**Dataset content**
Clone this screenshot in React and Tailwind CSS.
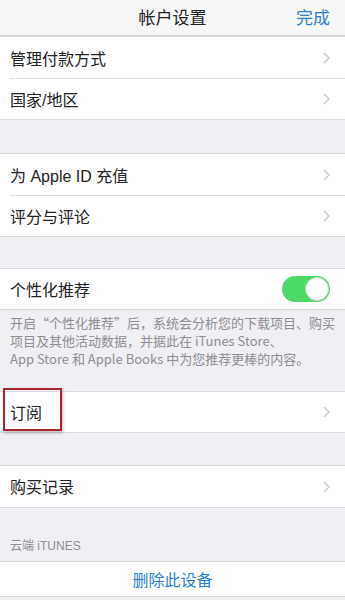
import React from "react";

const font = { fontFamily: '"Liberation Sans", "Noto Sans CJK SC", sans-serif' };
const cjk = { fontFamily: '"Noto Sans CJK SC", sans-serif' };

function Chevron() {
  return (
    <svg width="7" height="12" viewBox="0 0 7 12" className="shrink-0">
      <path d="M1 1l5 5-5 5" fill="none" stroke="#c7c7cc" strokeWidth="1.3" />
    </svg>
  );
}

function Row({ label, h = "h-[42px]", sep = false, children }) {
  return (
    <div className={`relative flex items-center justify-between bg-white pl-[10px] pr-[15px] ${h}`}>
      <span className="pt-[3px] text-[16px] text-[#222]">{label}</span>
      {children ?? <Chevron />}
      {sep && <div className="absolute bottom-0 left-[10px] right-0 h-px bg-[#e0e0e4]" />}
    </div>
  );
}

function Group({ children }) {
  return <div className="border-y border-[#dcdce0]">{children}</div>;
}

function Toggle() {
  return (
    <div className="flex h-[26px] w-[48px] items-center justify-end rounded-full bg-[#4cd964] p-px">
      <div className="h-[24px] w-[24px] rounded-full border border-[#d0d0d0] bg-white" />
    </div>
  );
}

export default function App() {
  return (
    <div className="h-[600px] w-[345px] overflow-hidden bg-[#efeff4]" style={font}>
      <div className="relative flex h-[36px] items-center justify-center border-b border-[#d6d6da] bg-[#f7f7f8] pt-[2px]">
        <span className="text-[17px] text-[#222]">帐户设置</span>
        <span className="absolute right-[15px] text-[17px] text-[#2d7fd2]">完成</span>
      </div>

      <Group>
        <Row label="管理付款方式" sep />
        <Row label="国家/地区" h="h-[40px]" />
      </Group>

      <div className="h-[33px]" />

      <Group>
        <Row label="为 Apple ID 充值" sep />
        <Row label="评分与评论" h="h-[40px]" />
      </Group>

      <div className="h-[31px]" />

      <Group>
        <Row label="个性化推荐" h="h-[40px]">
          <Toggle />
        </Row>
      </Group>

      <div
        className="h-[81px] whitespace-nowrap px-[10px] pt-[4px] text-[13px] leading-[18px] text-[#8e8e93]"
        style={cjk}
      >
        开启“个性化推荐”后，系统会分析您的下载项目、购买
        <br />
        项目及其他活动数据，并据此在 iTunes Store、
        <br />
        App Store 和 Apple Books 中为您推荐更棒的内容。
      </div>

      <Group>
        <div className="relative">
          <Row label="订阅" h="h-[40px]" />
          <div className="absolute left-[3px] top-[-4px] h-[43px] w-[59px] border-2 border-[#a8262d] shadow-[1px_2px_3px_rgba(0,0,0,0.25)]" />
        </div>
      </Group>

      <div className="h-[32px]" />

      <Group>
        <Row label="购买记录" h="h-[41px]" />
      </Group>

      <div className="flex h-[53px] items-end px-[10px] pb-[6px] text-[12px] text-[#8e8e93]">
        云端 iTUNES
      </div>

      <Group>
        <div className="flex h-[34px] items-center justify-center bg-white pt-[4px] text-[16px] text-[#2d7fd2]">
          删除此设备
        </div>
      </Group>
    </div>
  );
}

**Direction**
Without the pictures, copy the material exactly as given.

**Exercise output**
Clone this screenshot in React and Tailwind CSS.
import React from "react";

const font = { fontFamily: '"Liberation Sans", "Noto Sans CJK SC", sans-serif' };
const cjk = { fontFamily: '"Noto Sans CJK SC", sans-serif' };

function Chevron() {
  return (
    <svg width="7" height="12" viewBox="0 0 7 12" className="shrink-0">
      <path d="M1 1l5 5-5 5" fill="none" stroke="#c7c7cc" strokeWidth="1.3" />
    </svg>
  );
}

function Row({ label, h = "h-[42px]", sep = false, children }) {
  return (
    <div className={`relative flex items-center justify-between bg-white pl-[10px] pr-[15px] ${h}`}>
      <span className="pt-[3px] text-[16px] text-[#222]">{label}</span>
      {children ?? <Chevron />}
      {sep && <div className="absolute bottom-0 left-[10px] right-0 h-px bg-[#e0e0e4]" />}
    </div>
  );
}

function Group({ children }) {
  return <div className="border-y border-[#dcdce0]">{children}</div>;
}

function Toggle() {
  return (
    <div className="flex h-[26px] w-[48px] items-center justify-end rounded-full bg-[#4cd964] p-px">
      <div className="h-[24px] w-[24px] rounded-full border border-[#d0d0d0] bg-white" />
    </div>
  );
}

export default function App() {
  return (
    <div className="h-[600px] w-[345px] overflow-hidden bg-[#efeff4]" style={font}>
      <div className="relative flex h-[36px] items-center justify-center border-b border-[#d6d6da] bg-[#f7f7f8] pt-[2px]">
        <span className="text-[17px] text-[#222]">帐户设置</span>
        <span className="absolute right-[15px] text-[17px] text-[#2d7fd2]">完成</span>
      </div>

      <Group>
        <Row label="管理付款方式" sep />
        <Row label="国家/地区" h="h-[40px]" />
      </Group>

      <div className="h-[33px]" />

      <Group>
        <Row label="为 Apple ID 充值" sep />
        <Row label="评分与评论" h="h-[40px]" />
      </Group>

      <div className="h-[31px]" />

      <Group>
        <Row label="个性化推荐" h="h-[40px]">
          <Toggle />
        </Row>
      </Group>

      <div
        className="h-[81px] whitespace-nowrap px-[10px] pt-[4px] text-[13px] leading-[18px] text-[#8e8e93]"
        style={cjk}
      >
        开启“个性化推荐”后，系统会分析您的下载项目、购买
        <br />
        项目及其他活动数据，并据此在 iTunes Store、
        <br />
        App Store 和 Apple Books 中为您推荐更棒的内容。
      </div>

      <Group>
        <div className="relative">
          <Row label="订阅" h="h-[40px]" />
          <div className="absolute left-[3px] top-[-4px] h-[43px] w-[59px] border-2 border-[#a8262d] shadow-[1px_2px_3px_rgba(0,0,0,0.25)]" />
        </div>
      </Group>

      <div className="h-[32px]" />

      <Group>
        <Row label="购买记录" h="h-[41px]" />
      </Group>

      <div className="flex h-[53px] items-end px-[10px] pb-[6px] text-[12px] text-[#8e8e93]">
        云端 iTUNES
      </div>

      <Group>
        <div className="flex h-[34px] items-center justify-center bg-white pt-[4px] text-[16px] text-[#2d7fd2]">
          删除此设备
        </div>
      </Group>
    </div>
  );
}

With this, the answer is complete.